The tale surprised many Iranians with its apparent challenge to President Mahmoud Ahmadinejad's statements about the Holocaust.

But "Zero Degree Turn" highlights another message commonly lost amid fierce anti-Israel rhetoric: That Iran and many Iranians differentiate between Jews, who are meant to be accepted by Muslims as fellow monotheists and "people of the book;" and Zionism, which is officially vilified in Iran as the destructive ideology of Israel.

That difference is often highlighted by Iran's estimated 25,000 Jews, who form the largest Jewish community in the Middle East outside Israel.

"Of course, nothing in cinema and television will be complete [but] overall, we think the whole story is a positive point for Jews in Iran," says Ciamak Moresadegh, chairman of the Tehran Jewish Committee, which wrote a letter of thanks to Iran's state-owned television. "The problems between the Zionist movement and Iran are not related to the Jewish population in Iran," says Mr. Moresadegh. The TV drama "helps make this clear."

A large number of Jews left Iran after the 1979 Islamic Revolution, and many were purged as untrustworthy from the military officer corps and other professions. The exodus has slowed considerably, but continues. Judaism is an officially sanctioned religion, and Jews are allotted one seat in Iran's parliament. But the Jewish community has sometimes come under pressure; several Jews arrested in 1999 were charged with spying for Israel.

Mr. Ahmadinejad says the six million killed in the Holocaust are a modern exaggeration used by the West to create Israel on occupied Muslim lands; and not a birthright of Jews who consider Israel a land promised them by God. He routinely decries Israel, saying the Jewish state will be "wiped from the face of time."

The final episode of "Zero Degree Turn" shows Nazi Germany in favor of the Zionist enterprise as a way of moving Jews out of Europe. In the story, the Zionist uncle – who tries to keep the Iranian Muslim and his Jewish niece apart, sometimes at the point of a gun – is seen in a synagogue, expounding on the virtues of Zionism. "Any Jew who lives outside Palestine is not a Jew."

The series could not have come at a more relevant time for Iranians. The president hosted a Holocaust conference last December that featured Holocaust deniers. In a bid to reassure the Jewish community, Iran's foreign ministry in March facilitated a diplomatic tour of Jewish facilities in Tehran.

The magnified relevance of the series has been coincidence, says Mr. Fathi, a veteran director of historical fiction. "I decided to produce this series in 2002, and in those days the Holocaust was not an issue," he says.

"Even if one single Jew is killed in German camps, the world should be ashamed. By the same token, if a single Palestinian dies, the world should be ashamed," says Fathi. "I sympathize with the Jewish victims of World War II, to the same extent [I sympathize] with women and children victims of the war in Palestine."

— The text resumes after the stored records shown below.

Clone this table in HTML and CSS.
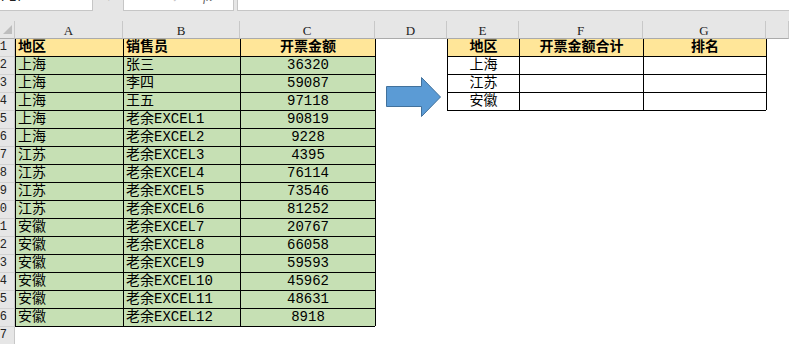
FILE: index.html
```html
<!DOCTYPE html>
<html lang="zh-CN">
<head>
<meta charset="utf-8">
<title>Sheet</title>
<link rel="stylesheet" href="styles.css">
</head>
<body>
<div class="app">
  <div class="fbar">
    <div class="box namebox"><span class="cut">F17</span></div>
    <div class="grip"><span class="cut dots">⁝</span></div>
    <div class="box fbtns"><span class="cut x">✕</span><span class="cut ok">✓</span><span class="cut fx">fx</span></div>
    <div class="box finput"></div>
  </div>

  <div class="sheet">
    <!-- column headers -->
    <div class="corner"><span class="tri"></span></div>
    <div class="ch">A</div><div class="ch">B</div><div class="ch">C</div><div class="ch">D</div>
    <div class="ch">E</div><div class="ch">F</div><div class="ch">G</div><div class="ch"></div>

    <!-- row 1 -->
    <div class="rh first"><span>1</span></div>
    <div class="c y bl b">地区</div>
    <div class="c y bl b">销售员</div>
    <div class="c y bl b ctr">开票金额</div>
    <div class="c bl"></div>
    <div class="c y bl b ctr">地区</div>
    <div class="c y bl b ctr">开票金额合计</div>
    <div class="c y bl b ctr">排名</div>
    <div class="c bl"></div>

    <!-- row 2 -->
    <div class="rh"><span>2</span></div>
    <div class="c g bl bt">上海</div><div class="c g bl bt">张三</div><div class="c g bl bt ctr">36320</div>
    <div class="c bl"></div>
    <div class="c bl bt ctr">上海</div><div class="c bl bt"></div><div class="c bl bt"></div><div class="c bl"></div>

    <!-- row 3 -->
    <div class="rh"><span>3</span></div>
    <div class="c g bl bt">上海</div><div class="c g bl bt">李四</div><div class="c g bl bt ctr">59087</div>
    <div class="c bl"></div>
    <div class="c bl bt ctr">江苏</div><div class="c bl bt"></div><div class="c bl bt"></div><div class="c bl"></div>

    <!-- row 4 -->
    <div class="rh"><span>4</span></div>
    <div class="c g bl bt">上海</div><div class="c g bl bt">王五</div><div class="c g bl bt ctr">97118</div>
    <div class="c bl"></div>
    <div class="c bl bt ctr">安徽</div><div class="c bl bt"></div><div class="c bl bt"></div><div class="c bl"></div>

    <!-- row 5 -->
    <div class="rh"><span>5</span></div>
    <div class="c g bl bt">上海</div><div class="c g bl bt">老余EXCEL1</div><div class="c g bl bt ctr">90819</div>
    <div class="c bl"></div>
    <div class="c bt"></div><div class="c bt"></div><div class="c bt"></div><div class="c"></div>

    <!-- row 6 -->
    <div class="rh"><span>6</span></div>
    <div class="c g bl bt">上海</div><div class="c g bl bt">老余EXCEL2</div><div class="c g bl bt ctr">9228</div>
    <div class="c bl"></div><div class="c"></div><div class="c"></div><div class="c"></div><div class="c"></div>

    <!-- row 7 -->
    <div class="rh"><span>7</span></div>
    <div class="c g bl bt">江苏</div><div class="c g bl bt">老余EXCEL3</div><div class="c g bl bt ctr">4395</div>
    <div class="c bl"></div><div class="c"></div><div class="c"></div><div class="c"></div><div class="c"></div>

    <!-- row 8 -->
    <div class="rh"><span>8</span></div>
    <div class="c g bl bt">江苏</div><div class="c g bl bt">老余EXCEL4</div><div class="c g bl bt ctr">76114</div>
    <div class="c bl"></div><div class="c"></div><div class="c"></div><div class="c"></div><div class="c"></div>

    <!-- row 9 -->
    <div class="rh"><span>9</span></div>
    <div class="c g bl bt">江苏</div><div class="c g bl bt">老余EXCEL5</div><div class="c g bl bt ctr">73546</div>
    <div class="c bl"></div><div class="c"></div><div class="c"></div><div class="c"></div><div class="c"></div>

    <!-- row 10 -->
    <div class="rh"><span>10</span></div>
    <div class="c g bl bt">江苏</div><div class="c g bl bt">老余EXCEL6</div><div class="c g bl bt ctr">81252</div>
    <div class="c bl"></div><div class="c"></div><div class="c"></div><div class="c"></div><div class="c"></div>

    <!-- row 11 -->
    <div class="rh"><span>11</span></div>
    <div class="c g bl bt">安徽</div><div class="c g bl bt">老余EXCEL7</div><div class="c g bl bt ctr">20767</div>
    <div class="c bl"></div><div class="c"></div><div class="c"></div><div class="c"></div><div class="c"></div>

    <!-- row 12 -->
    <div class="rh"><span>12</span></div>
    <div class="c g bl bt">安徽</div><div class="c g bl bt">老余EXCEL8</div><div class="c g bl bt ctr">66058</div>
    <div class="c bl"></div><div class="c"></div><div class="c"></div><div class="c"></div><div class="c"></div>

    <!-- row 13 -->
    <div class="rh"><span>13</span></div>
    <div class="c g bl bt">安徽</div><div class="c g bl bt">老余EXCEL9</div><div class="c g bl bt ctr">59593</div>
    <div class="c bl"></div><div class="c"></div><div class="c"></div><div class="c"></div><div class="c"></div>

    <!-- row 14 -->
    <div class="rh"><span>14</span></div>
    <div class="c g bl bt">安徽</div><div class="c g bl bt">老余EXCEL10</div><div class="c g bl bt ctr">45962</div>
    <div class="c bl"></div><div class="c"></div><div class="c"></div><div class="c"></div><div class="c"></div>

    <!-- row 15 -->
    <div class="rh"><span>15</span></div>
    <div class="c g bl bt">安徽</div><div class="c g bl bt">老余EXCEL11</div><div class="c g bl bt ctr">48631</div>
    <div class="c bl"></div><div class="c"></div><div class="c"></div><div class="c"></div><div class="c"></div>

    <!-- row 16 -->
    <div class="rh"><span>16</span></div>
    <div class="c g bl bt">安徽</div><div class="c g bl bt">老余EXCEL12</div><div class="c g bl bt ctr">8918</div>
    <div class="c bl"></div><div class="c"></div><div class="c"></div><div class="c"></div><div class="c"></div>

    <!-- row 17 -->
    <div class="rh"><span>17</span></div>
    <div class="c bt"></div><div class="c bt"></div><div class="c bt"></div>
    <div class="c"></div><div class="c"></div><div class="c"></div><div class="c"></div><div class="c"></div>
  </div>

  <svg class="arrow" width="58" height="42" viewBox="0 0 58 42">
    <polygon points="1.5,10.5 36.5,10.5 36.5,1.5 55.5,21 36.5,40.5 36.5,30.5 1.5,30.5" fill="#5B9BD5" stroke="#41719C" stroke-width="1"/>
  </svg>
</div>
</body>
</html>
```

FILE: styles.css
```css
html, body {
  margin: 0;
  padding: 0;
  background: #ffffff;
  overflow: hidden;
}

.app {
  position: relative;
  width: 789px;
  height: 344px;
  overflow: hidden;
  font-family: "Liberation Mono", "Noto Sans CJK SC", monospace;
}

/* formula bar strip (cut off at the top) */
.fbar {
  display: flex;
  align-items: flex-start;
  height: 21px;
  background: #e6e6e6;
}

.box {
  box-sizing: border-box;
  height: 11px;
  background: #ffffff;
  border-bottom: 1px solid #c6c6c6;
  overflow: hidden;
}

.namebox {
  width: 93px;
  border-right: 1px solid #c6c6c6;
  padding-left: 1px;
}

.grip {
  width: 30px;
  height: 11px;
  overflow: hidden;
  display: flex;
  justify-content: center;
}

.fbtns {
  width: 111px;
  border-left: 1px solid #c6c6c6;
  border-right: 1px solid #c6c6c6;
  display: flex;
  padding-left: 15px;
  gap: 22px;
}

.finput {
  flex: 1;
  margin-left: 3px;
  border-left: 1px solid #c6c6c6;
}

.cut {
  display: block;
  margin-top: -11px;
  font-family: "Liberation Sans", sans-serif;
  font-size: 13px;
  line-height: 15px;
  color: #222;
}

.dots {
  color: #555;
  margin-top: -12px;
}

.x, .ok {
  color: #c8c8c8;
}

.fx {
  font-family: "Liberation Serif", serif;
  font-style: italic;
  color: #666;
}

/* sheet grid */
.sheet {
  display: grid;
  grid-template-columns: 15px 108px 117px 135px 72px 72px 124px 123px 1fr;
  grid-template-rows: 18px 17px repeat(16, 18px);
  font-size: 14px;
  color: #000;
}

.sheet > div {
  box-sizing: border-box;
  min-width: 0;
  overflow: hidden;
  white-space: nowrap;
}

.corner {
  background: #e6e6e6;
  border-bottom: 1px solid #ababab;
  border-right: 1px solid #c8c8c8;
  display: flex;
  justify-content: flex-end;
  align-items: flex-end;
  padding: 0 2px 4px 0;
}

.tri {
  width: 0;
  height: 0;
  border-left: 9px solid transparent;
  border-bottom: 9px solid #bdbdbd;
}

.ch {
  background: #e6e6e6;
  border-bottom: 1px solid #ababab;
  border-right: 1px solid #c8c8c8;
  font-family: "Liberation Serif", serif;
  font-size: 13px;
  line-height: 17px;
  text-align: center;
  color: #222;
  padding-top: 1px;
}

.rh {
  background: #e6e6e6;
  border-top: 1px solid #d2d2d2;
  border-right: 1px solid #c8c8c8;
  display: flex;
  justify-content: flex-end;
  padding-right: 7px;
  font-family: "Liberation Mono", monospace;
  font-size: 12px;
  line-height: 17px;
  color: #222;
}

.rh.first {
  border-top: 0;
}

.c {
  padding-left: 2px;
  line-height: 17px;
}

.ctr {
  text-align: center;
  padding-left: 0;
}

.b {
  font-weight: 700;
}

.y { background: #ffe699; }
.g { background: #c6e0b4; }
.bl { border-left: 1px solid #000; }
.bt { border-top: 1px solid #000; }

/* floating shape over the sheet */
.arrow {
  position: absolute;
  left: 385px;
  top: 76px;
}
```
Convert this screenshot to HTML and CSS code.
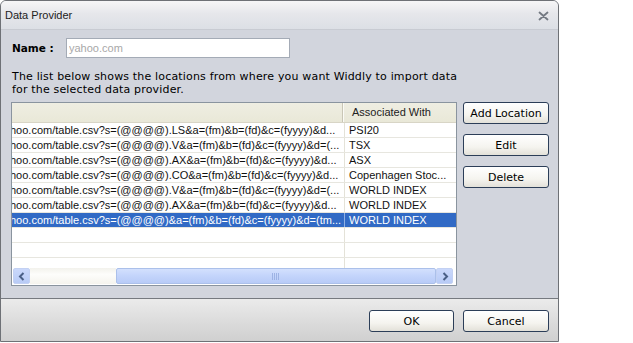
FILE: index.html
```html
<!DOCTYPE html>
<html lang="en">
  <head>
    <meta charset="utf-8">
    <title>Data Provider</title>
    <link rel="stylesheet" href="styles.css">
  </head>
  <body>
    <div class="dialog">
      <div class="titlebar">
        <span class="title">Data Provider</span>
        <svg class="close" width="11" height="10" viewBox="0 0 11 10">
          <path d="M1.5 1.5 L9.5 8.5 M9.5 1.5 L1.5 8.5" stroke="#737982" stroke-width="1.8" stroke-linecap="round"/>
        </svg>
      </div>

      <div class="content">
        <div class="name-row">
          <label class="name-label">Name :</label>
          <input class="name-input" type="text" placeholder="yahoo.com">
        </div>

        <p class="intro">The list below shows the locations from where you want Widdly to import data<br>for the selected data provider.</p>

        <div class="main">
          <div class="grid">
            <div class="grid-head">
              <div class="head-url"></div>
              <div class="head-assoc">Associated With</div>
            </div>
            <div class="grid-rows">
              <div class="row">
                <div class="col-url">hoo.com/table.csv?s=(@@@@).LS&amp;a=(fm)&amp;b=(fd)&amp;c=(fyyyy)&amp;d...</div>
                <div class="col-assoc">PSI20</div>
              </div>
              <div class="row">
                <div class="col-url">hoo.com/table.csv?s=(@@@@).V&amp;a=(fm)&amp;b=(fd)&amp;c=(fyyyy)&amp;d=(...</div>
                <div class="col-assoc">TSX</div>
              </div>
              <div class="row">
                <div class="col-url">hoo.com/table.csv?s=(@@@@).AX&amp;a=(fm)&amp;b=(fd)&amp;c=(fyyyy)&amp;d...</div>
                <div class="col-assoc">ASX</div>
              </div>
              <div class="row">
                <div class="col-url">hoo.com/table.csv?s=(@@@@).CO&amp;a=(fm)&amp;b=(fd)&amp;c=(fyyyy)&amp;d...</div>
                <div class="col-assoc">Copenhagen Stoc...</div>
              </div>
              <div class="row">
                <div class="col-url">hoo.com/table.csv?s=(@@@@).V&amp;a=(fm)&amp;b=(fd)&amp;c=(fyyyy)&amp;d=(...</div>
                <div class="col-assoc">WORLD INDEX</div>
              </div>
              <div class="row">
                <div class="col-url">hoo.com/table.csv?s=(@@@@).AX&amp;a=(fm)&amp;b=(fd)&amp;c=(fyyyy)&amp;d...</div>
                <div class="col-assoc">WORLD INDEX</div>
              </div>
              <div class="row selected">
                <div class="col-url">hoo.com/table.csv?s=(@@@@)&amp;a=(fm)&amp;b=(fd)&amp;c=(fyyyy)&amp;d=(tm...</div>
                <div class="col-assoc">WORLD INDEX</div>
              </div>
              <div class="row"><div class="col-url"></div><div class="col-assoc"></div></div>
              <div class="row"><div class="col-url"></div><div class="col-assoc"></div></div>
              <div class="row last"><div class="col-url"></div><div class="col-assoc"></div></div>
            </div>

            <div class="hscroll">
              <div class="sb-btn">
                <svg width="8" height="9" viewBox="0 0 8 9"><path d="M5.5 1 L2 4.5 L5.5 8" fill="none" stroke="#4a5f86" stroke-width="2"/></svg>
              </div>
              <div class="sb-track"></div>
              <div class="sb-thumb">
                <svg width="9" height="7" viewBox="0 0 9 7"><path d="M0.5 0 V7 M2.5 0 V7 M4.5 0 V7 M6.5 0 V7" stroke="#9db3e4" stroke-width="1"/></svg>
              </div>
              <div class="sb-btn">
                <svg width="8" height="9" viewBox="0 0 8 9"><path d="M2.5 1 L6 4.5 L2.5 8" fill="none" stroke="#4a5f86" stroke-width="2"/></svg>
              </div>
            </div>
          </div>

          <div class="side-buttons">
            <button class="btn">Add Location</button>
            <button class="btn">Edit</button>
            <button class="btn">Delete</button>
          </div>
        </div>
      </div>

      <div class="footer">
        <button class="btn btn-ok">OK</button>
        <button class="btn">Cancel</button>
      </div>
    </div>
  </body>
</html>
```

FILE: styles.css
```css
body {
  margin: 0;
  background: #fff;
  font-family: "Liberation Sans", Arial, sans-serif;
  font-size: 11px;
}
.dialog {
  width: 557px;
  height: 340px;
  border: 1px solid #6e7176;
  border-radius: 6px 6px 0 0;
  background: #d2d5dd;
  display: flex;
  flex-direction: column;
  overflow: hidden;
}
.titlebar {
  height: 28px;
  border-bottom: 1px solid #c8cbd2;
  background: linear-gradient(#f6f6f7, #e6e7eb 45%, #dcdfe5);
  display: flex;
  align-items: center;
  justify-content: space-between;
  padding: 0 9px 0 4px;
  color: #222;
}
.title {
  font-size: 11px;
}
.close {
  margin-top: 2px;
}
.content {
  flex: 1;
  padding: 8px 0 0 10px;
}
.name-row {
  display: flex;
  align-items: center;
  height: 20px;
}
.name-label {
  width: 55px;
  padding-left: 1px;
  box-sizing: border-box;
  font-family: "DejaVu Sans", Verdana, sans-serif;
  font-size: 10.5px;
  font-weight: bold;
}
.name-input {
  width: 224px;
  height: 20px;
  box-sizing: border-box;
  margin: 0;
  padding: 0 2px;
  border: 1px solid #a4abb6;
  background: #fff;
  font-family: "Liberation Sans", Arial, sans-serif;
  font-size: 11px;
}
.name-input::placeholder {
  color: #a8a8a8;
}
.intro {
  margin: 12px 0 6px 1px;
  font-family: "DejaVu Sans", Verdana, sans-serif;
  font-size: 11px;
  letter-spacing: 0.17px;
  line-height: 13px;
  color: #000;
}
.main {
  display: flex;
  gap: 6px;
}
.grid {
  width: 444px;
  height: 182px;
  border: 1px solid #8a949f;
  background: #fff;
  display: flex;
  flex-direction: column;
}
.grid-head {
  display: flex;
  height: 19px;
  border-bottom: 1px solid #d8d5c6;
  background: linear-gradient(#efeee2, #e9e8d8);
  line-height: 19px;
  color: #222;
}
.head-url {
  width: 330px;
  border-right: 1px solid #c9c6b6;
}
.head-assoc {
  flex: 1;
  padding-left: 8px;
  border-left: 1px solid #fbfbf6;
}
.grid-rows {
  flex: 1;
  overflow: hidden;
}
.row {
  display: flex;
  height: 14px;
  border-bottom: 1px solid #e7e6df;
  line-height: 14px;
  color: #111;
}
.row.last {
  border-bottom: none;
}
.col-url {
  width: 332px;
  border-right: 1px solid #e4e2d8;
  white-space: nowrap;
  overflow: hidden;
  text-overflow: ellipsis;
  text-indent: -2px;
}
.col-assoc {
  flex: 1;
  padding-left: 4px;
  white-space: nowrap;
  overflow: hidden;
}
.row.selected {
  background: #316ac5;
  color: #fff;
}
.row.selected .col-url {
  border-right-color: #8fb0e4;
}
.hscroll {
  display: flex;
  height: 16px;
  margin: 0 3px 1px 1px;
}
.sb-btn {
  width: 15px;
  height: 14px;
  border: 1px solid #c3d1f3;
  border-radius: 2px;
  background: linear-gradient(#cad8fb, #b8cbf6);
  display: flex;
  align-items: center;
  justify-content: center;
}
.sb-track {
  width: 86px;
  background: linear-gradient(#f3f2ec, #fdfdfb 40%, #f5f4ee);
}
.sb-thumb {
  flex: 1;
  border: 1px solid #abc0ea;
  border-radius: 2px;
  background: linear-gradient(#d3e0fd, #c3d4fb 50%, #b8cbf7);
  display: flex;
  align-items: center;
  justify-content: center;
}
.side-buttons {
  display: flex;
  flex-direction: column;
  gap: 10px;
}
.btn {
  width: 86px;
  height: 22px;
  margin: 0;
  padding: 0;
  border: 1px solid #2c3e58;
  border-radius: 3px;
  background: linear-gradient(#ffffff, #f5f4ef 60%, #e3e1d9);
  font-family: "DejaVu Sans", Verdana, sans-serif;
  font-size: 11px;
  color: #000;
}
.footer {
  height: 43px;
  border-top: 1px solid #767a80;
  background: linear-gradient(#ebebeb, #dadada 60%, #d0d0d0);
  display: flex;
  justify-content: flex-end;
  align-items: flex-start;
  gap: 9px;
  padding: 11px 9px 0 0;
  box-sizing: border-box;
}
.btn-ok {
  width: 85px;
}
```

The TV series is one of the most expensive and elaborate ever produced here, with period costumes on location in Paris, Budapest, and cities in Iran. Iranian viewers say the love story and its iconoclastic content kept them glued to their sets Monday nights. "This was the most professional TV series in Iranian history. Everybody watched it," says one regular viewer. "The first episodes were counter to what President Ahmadinejad was saying, and showed the Holocaust existed, so it was not clear what the signals were."

But it was not long before the differences between Judaism and Zionism were made clear, a point made by Ali Akbar Velayati, a foreign affairs adviser to Iran's supreme leader. His live commentary immediately after the final segment was advertised during the show by a ticker along the bottom of the screen.

"The European policies created Zionism more than the Jews [though] extremist Jews had a role. The Jews are victims, and Muslims were the same," asserted Mr. Velayati. "Europeans fighting Jews, the last time in Germany, has historic roots. And the correlation between Zionism and Nazis is known."

The political subtext was secondary to the story for many Iranians. Iranian character Habib Parsa's pursuit of his Jewish heartthrob, Sarah, lands him in prison three times. She also surmounts constant challenges and then is waiting in the falling snow when Habib — much older — is released from prison.

"It was a very tough night for me," says Fathi of the final episode. "But I was so happy Sarah and Habib got together. The days that God is very happy are the days that people from different cultures hug each other in brotherhood."